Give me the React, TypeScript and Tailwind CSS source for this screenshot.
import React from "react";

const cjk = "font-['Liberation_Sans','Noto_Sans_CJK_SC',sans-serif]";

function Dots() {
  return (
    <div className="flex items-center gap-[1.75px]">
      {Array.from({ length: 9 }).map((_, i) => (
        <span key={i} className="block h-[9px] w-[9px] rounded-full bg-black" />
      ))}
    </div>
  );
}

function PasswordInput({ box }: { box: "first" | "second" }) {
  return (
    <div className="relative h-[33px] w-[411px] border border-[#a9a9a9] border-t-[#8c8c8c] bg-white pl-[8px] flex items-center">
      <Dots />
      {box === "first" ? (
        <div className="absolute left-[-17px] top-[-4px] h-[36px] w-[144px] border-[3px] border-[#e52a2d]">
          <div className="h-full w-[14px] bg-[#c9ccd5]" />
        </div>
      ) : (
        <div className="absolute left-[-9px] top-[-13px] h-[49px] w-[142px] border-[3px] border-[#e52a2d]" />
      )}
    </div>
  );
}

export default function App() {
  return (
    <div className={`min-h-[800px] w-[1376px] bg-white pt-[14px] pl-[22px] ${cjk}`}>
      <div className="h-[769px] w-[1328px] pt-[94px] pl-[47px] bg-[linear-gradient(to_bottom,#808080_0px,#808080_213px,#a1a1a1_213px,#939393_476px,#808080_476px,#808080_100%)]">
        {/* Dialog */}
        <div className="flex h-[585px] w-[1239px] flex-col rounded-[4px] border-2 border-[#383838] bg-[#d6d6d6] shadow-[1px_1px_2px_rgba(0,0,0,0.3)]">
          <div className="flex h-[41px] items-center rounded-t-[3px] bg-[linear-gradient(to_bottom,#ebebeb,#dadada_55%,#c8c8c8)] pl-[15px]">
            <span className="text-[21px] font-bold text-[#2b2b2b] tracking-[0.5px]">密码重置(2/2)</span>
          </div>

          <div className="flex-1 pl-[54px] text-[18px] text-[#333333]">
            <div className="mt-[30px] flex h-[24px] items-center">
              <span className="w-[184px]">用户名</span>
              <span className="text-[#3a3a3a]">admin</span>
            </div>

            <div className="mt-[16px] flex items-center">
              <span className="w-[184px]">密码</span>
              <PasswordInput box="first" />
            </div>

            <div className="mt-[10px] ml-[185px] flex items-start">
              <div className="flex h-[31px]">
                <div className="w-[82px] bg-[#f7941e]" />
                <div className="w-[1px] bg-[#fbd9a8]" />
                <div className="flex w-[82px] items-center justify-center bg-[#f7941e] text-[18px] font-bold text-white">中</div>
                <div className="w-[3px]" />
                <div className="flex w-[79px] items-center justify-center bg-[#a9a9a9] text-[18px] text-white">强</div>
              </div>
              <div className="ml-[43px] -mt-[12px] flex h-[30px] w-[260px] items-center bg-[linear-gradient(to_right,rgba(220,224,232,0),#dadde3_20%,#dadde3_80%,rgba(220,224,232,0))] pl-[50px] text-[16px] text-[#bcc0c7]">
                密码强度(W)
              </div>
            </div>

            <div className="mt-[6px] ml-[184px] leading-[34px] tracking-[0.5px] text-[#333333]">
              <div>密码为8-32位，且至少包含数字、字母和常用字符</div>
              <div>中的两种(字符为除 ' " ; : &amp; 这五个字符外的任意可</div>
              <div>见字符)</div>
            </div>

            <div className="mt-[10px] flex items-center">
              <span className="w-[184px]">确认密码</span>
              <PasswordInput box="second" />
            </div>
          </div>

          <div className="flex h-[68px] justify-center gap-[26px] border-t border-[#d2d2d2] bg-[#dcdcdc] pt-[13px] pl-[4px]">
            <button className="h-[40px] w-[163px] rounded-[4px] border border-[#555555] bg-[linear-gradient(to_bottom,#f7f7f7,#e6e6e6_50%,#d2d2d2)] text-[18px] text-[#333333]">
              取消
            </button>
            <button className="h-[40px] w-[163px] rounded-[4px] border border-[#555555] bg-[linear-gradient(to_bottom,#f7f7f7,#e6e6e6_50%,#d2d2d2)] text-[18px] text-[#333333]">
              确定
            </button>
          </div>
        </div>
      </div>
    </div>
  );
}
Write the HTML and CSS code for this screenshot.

Written instruction: Write out the records shown above, exactly as they appear.

Result for this task:
Give me the React, TypeScript and Tailwind CSS source for this screenshot.
import React from "react";

const cjk = "font-['Liberation_Sans','Noto_Sans_CJK_SC',sans-serif]";

function Dots() {
  return (
    <div className="flex items-center gap-[1.75px]">
      {Array.from({ length: 9 }).map((_, i) => (
        <span key={i} className="block h-[9px] w-[9px] rounded-full bg-black" />
      ))}
    </div>
  );
}

function PasswordInput({ box }: { box: "first" | "second" }) {
  return (
    <div className="relative h-[33px] w-[411px] border border-[#a9a9a9] border-t-[#8c8c8c] bg-white pl-[8px] flex items-center">
      <Dots />
      {box === "first" ? (
        <div className="absolute left-[-17px] top-[-4px] h-[36px] w-[144px] border-[3px] border-[#e52a2d]">
          <div className="h-full w-[14px] bg-[#c9ccd5]" />
        </div>
      ) : (
        <div className="absolute left-[-9px] top-[-13px] h-[49px] w-[142px] border-[3px] border-[#e52a2d]" />
      )}
    </div>
  );
}

export default function App() {
  return (
    <div className={`min-h-[800px] w-[1376px] bg-white pt-[14px] pl-[22px] ${cjk}`}>
      <div className="h-[769px] w-[1328px] pt-[94px] pl-[47px] bg-[linear-gradient(to_bottom,#808080_0px,#808080_213px,#a1a1a1_213px,#939393_476px,#808080_476px,#808080_100%)]">
        {/* Dialog */}
        <div className="flex h-[585px] w-[1239px] flex-col rounded-[4px] border-2 border-[#383838] bg-[#d6d6d6] shadow-[1px_1px_2px_rgba(0,0,0,0.3)]">
          <div className="flex h-[41px] items-center rounded-t-[3px] bg-[linear-gradient(to_bottom,#ebebeb,#dadada_55%,#c8c8c8)] pl-[15px]">
            <span className="text-[21px] font-bold text-[#2b2b2b] tracking-[0.5px]">密码重置(2/2)</span>
          </div>

          <div className="flex-1 pl-[54px] text-[18px] text-[#333333]">
            <div className="mt-[30px] flex h-[24px] items-center">
              <span className="w-[184px]">用户名</span>
              <span className="text-[#3a3a3a]">admin</span>
            </div>

            <div className="mt-[16px] flex items-center">
              <span className="w-[184px]">密码</span>
              <PasswordInput box="first" />
            </div>

            <div className="mt-[10px] ml-[185px] flex items-start">
              <div className="flex h-[31px]">
                <div className="w-[82px] bg-[#f7941e]" />
                <div className="w-[1px] bg-[#fbd9a8]" />
                <div className="flex w-[82px] items-center justify-center bg-[#f7941e] text-[18px] font-bold text-white">中</div>
                <div className="w-[3px]" />
                <div className="flex w-[79px] items-center justify-center bg-[#a9a9a9] text-[18px] text-white">强</div>
              </div>
              <div className="ml-[43px] -mt-[12px] flex h-[30px] w-[260px] items-center bg-[linear-gradient(to_right,rgba(220,224,232,0),#dadde3_20%,#dadde3_80%,rgba(220,224,232,0))] pl-[50px] text-[16px] text-[#bcc0c7]">
                密码强度(W)
              </div>
            </div>

            <div className="mt-[6px] ml-[184px] leading-[34px] tracking-[0.5px] text-[#333333]">
              <div>密码为8-32位，且至少包含数字、字母和常用字符</div>
              <div>中的两种(字符为除 ' " ; : &amp; 这五个字符外的任意可</div>
              <div>见字符)</div>
            </div>

            <div className="mt-[10px] flex items-center">
              <span className="w-[184px]">确认密码</span>
              <PasswordInput box="second" />
            </div>
          </div>

          <div className="flex h-[68px] justify-center gap-[26px] border-t border-[#d2d2d2] bg-[#dcdcdc] pt-[13px] pl-[4px]">
            <button className="h-[40px] w-[163px] rounded-[4px] border border-[#555555] bg-[linear-gradient(to_bottom,#f7f7f7,#e6e6e6_50%,#d2d2d2)] text-[18px] text-[#333333]">
              取消
            </button>
            <button className="h-[40px] w-[163px] rounded-[4px] border border-[#555555] bg-[linear-gradient(to_bottom,#f7f7f7,#e6e6e6_50%,#d2d2d2)] text-[18px] text-[#333333]">
              确定
            </button>
          </div>
        </div>
      </div>
    </div>
  );
}
Write the HTML and CSS code for this screenshot.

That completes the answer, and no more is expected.